** start SUPPLIED MATERIAL **

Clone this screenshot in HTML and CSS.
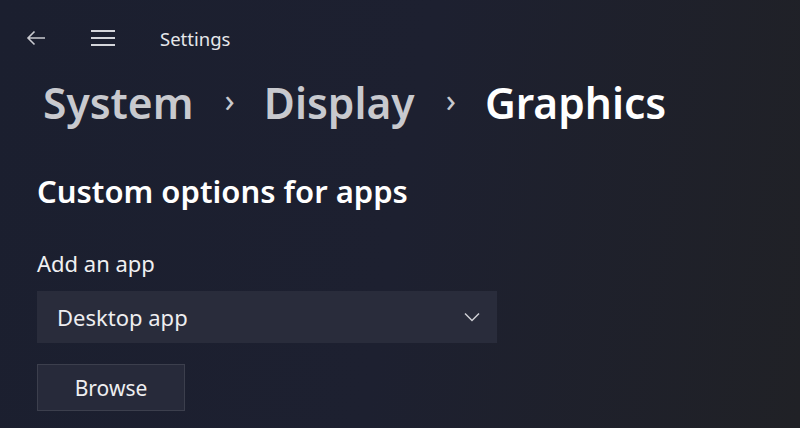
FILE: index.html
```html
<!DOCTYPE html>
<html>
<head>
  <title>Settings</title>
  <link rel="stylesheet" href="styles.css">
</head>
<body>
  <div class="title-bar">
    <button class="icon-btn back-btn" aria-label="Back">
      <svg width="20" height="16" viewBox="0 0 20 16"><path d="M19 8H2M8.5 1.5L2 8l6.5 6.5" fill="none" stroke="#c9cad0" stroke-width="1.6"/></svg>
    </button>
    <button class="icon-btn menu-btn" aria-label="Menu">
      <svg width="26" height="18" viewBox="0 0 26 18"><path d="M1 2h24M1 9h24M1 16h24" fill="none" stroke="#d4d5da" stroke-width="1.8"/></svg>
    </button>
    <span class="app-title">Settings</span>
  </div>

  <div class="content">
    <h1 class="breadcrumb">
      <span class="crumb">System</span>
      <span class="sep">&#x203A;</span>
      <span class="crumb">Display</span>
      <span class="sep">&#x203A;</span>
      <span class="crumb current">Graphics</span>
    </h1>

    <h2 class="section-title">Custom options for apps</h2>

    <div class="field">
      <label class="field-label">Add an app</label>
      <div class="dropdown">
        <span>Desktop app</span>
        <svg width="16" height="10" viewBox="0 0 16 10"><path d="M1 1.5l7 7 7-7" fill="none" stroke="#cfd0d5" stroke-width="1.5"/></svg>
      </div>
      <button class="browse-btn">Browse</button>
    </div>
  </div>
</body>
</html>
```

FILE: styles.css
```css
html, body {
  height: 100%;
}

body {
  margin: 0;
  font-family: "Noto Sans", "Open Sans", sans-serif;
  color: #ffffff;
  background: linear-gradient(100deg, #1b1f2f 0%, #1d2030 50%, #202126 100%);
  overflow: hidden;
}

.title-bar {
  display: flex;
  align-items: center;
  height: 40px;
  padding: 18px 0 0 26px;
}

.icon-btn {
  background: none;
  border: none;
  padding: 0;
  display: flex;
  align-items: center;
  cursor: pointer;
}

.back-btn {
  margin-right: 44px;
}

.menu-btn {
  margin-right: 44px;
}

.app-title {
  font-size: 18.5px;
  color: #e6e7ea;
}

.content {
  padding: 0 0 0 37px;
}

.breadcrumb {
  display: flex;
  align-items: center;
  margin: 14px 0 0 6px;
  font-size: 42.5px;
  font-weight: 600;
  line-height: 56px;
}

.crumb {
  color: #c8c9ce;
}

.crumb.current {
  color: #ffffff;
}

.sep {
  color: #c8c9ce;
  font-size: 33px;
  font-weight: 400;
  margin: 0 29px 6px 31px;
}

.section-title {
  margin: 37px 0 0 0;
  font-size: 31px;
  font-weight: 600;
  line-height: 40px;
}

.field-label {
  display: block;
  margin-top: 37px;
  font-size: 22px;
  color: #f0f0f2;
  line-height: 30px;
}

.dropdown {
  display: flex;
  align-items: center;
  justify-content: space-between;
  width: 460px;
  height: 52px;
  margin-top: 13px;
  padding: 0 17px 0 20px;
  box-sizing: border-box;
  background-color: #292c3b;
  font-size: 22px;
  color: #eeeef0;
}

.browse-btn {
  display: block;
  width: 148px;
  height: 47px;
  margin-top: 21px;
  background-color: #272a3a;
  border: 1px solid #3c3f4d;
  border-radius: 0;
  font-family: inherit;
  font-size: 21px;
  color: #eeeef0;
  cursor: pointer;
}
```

** end SUPPLIED MATERIAL **

● **THE EXERCISE**
Skip the pictures, then retype every line above exactly.

● **FINAL RESULT**
Clone this screenshot in HTML and CSS.
FILE: index.html
```html
<!DOCTYPE html>
<html>
<head>
  <title>Settings</title>
  <link rel="stylesheet" href="styles.css">
</head>
<body>
  <div class="title-bar">
    <button class="icon-btn back-btn" aria-label="Back">
      <svg width="20" height="16" viewBox="0 0 20 16"><path d="M19 8H2M8.5 1.5L2 8l6.5 6.5" fill="none" stroke="#c9cad0" stroke-width="1.6"/></svg>
    </button>
    <button class="icon-btn menu-btn" aria-label="Menu">
      <svg width="26" height="18" viewBox="0 0 26 18"><path d="M1 2h24M1 9h24M1 16h24" fill="none" stroke="#d4d5da" stroke-width="1.8"/></svg>
    </button>
    <span class="app-title">Settings</span>
  </div>

  <div class="content">
    <h1 class="breadcrumb">
      <span class="crumb">System</span>
      <span class="sep">&#x203A;</span>
      <span class="crumb">Display</span>
      <span class="sep">&#x203A;</span>
      <span class="crumb current">Graphics</span>
    </h1>

    <h2 class="section-title">Custom options for apps</h2>

    <div class="field">
      <label class="field-label">Add an app</label>
      <div class="dropdown">
        <span>Desktop app</span>
        <svg width="16" height="10" viewBox="0 0 16 10"><path d="M1 1.5l7 7 7-7" fill="none" stroke="#cfd0d5" stroke-width="1.5"/></svg>
      </div>
      <button class="browse-btn">Browse</button>
    </div>
  </div>
</body>
</html>
```

FILE: styles.css
```css
html, body {
  height: 100%;
}

body {
  margin: 0;
  font-family: "Noto Sans", "Open Sans", sans-serif;
  color: #ffffff;
  background: linear-gradient(100deg, #1b1f2f 0%, #1d2030 50%, #202126 100%);
  overflow: hidden;
}

.title-bar {
  display: flex;
  align-items: center;
  height: 40px;
  padding: 18px 0 0 26px;
}

.icon-btn {
  background: none;
  border: none;
  padding: 0;
  display: flex;
  align-items: center;
  cursor: pointer;
}

.back-btn {
  margin-right: 44px;
}

.menu-btn {
  margin-right: 44px;
}

.app-title {
  font-size: 18.5px;
  color: #e6e7ea;
}

.content {
  padding: 0 0 0 37px;
}

.breadcrumb {
  display: flex;
  align-items: center;
  margin: 14px 0 0 6px;
  font-size: 42.5px;
  font-weight: 600;
  line-height: 56px;
}

.crumb {
  color: #c8c9ce;
}

.crumb.current {
  color: #ffffff;
}

.sep {
  color: #c8c9ce;
  font-size: 33px;
  font-weight: 400;
  margin: 0 29px 6px 31px;
}

.section-title {
  margin: 37px 0 0 0;
  font-size: 31px;
  font-weight: 600;
  line-height: 40px;
}

.field-label {
  display: block;
  margin-top: 37px;
  font-size: 22px;
  color: #f0f0f2;
  line-height: 30px;
}

.dropdown {
  display: flex;
  align-items: center;
  justify-content: space-between;
  width: 460px;
  height: 52px;
  margin-top: 13px;
  padding: 0 17px 0 20px;
  box-sizing: border-box;
  background-color: #292c3b;
  font-size: 22px;
  color: #eeeef0;
}

.browse-btn {
  display: block;
  width: 148px;
  height: 47px;
  margin-top: 21px;
  background-color: #272a3a;
  border: 1px solid #3c3f4d;
  border-radius: 0;
  font-family: inherit;
  font-size: 21px;
  color: #eeeef0;
  cursor: pointer;
}
```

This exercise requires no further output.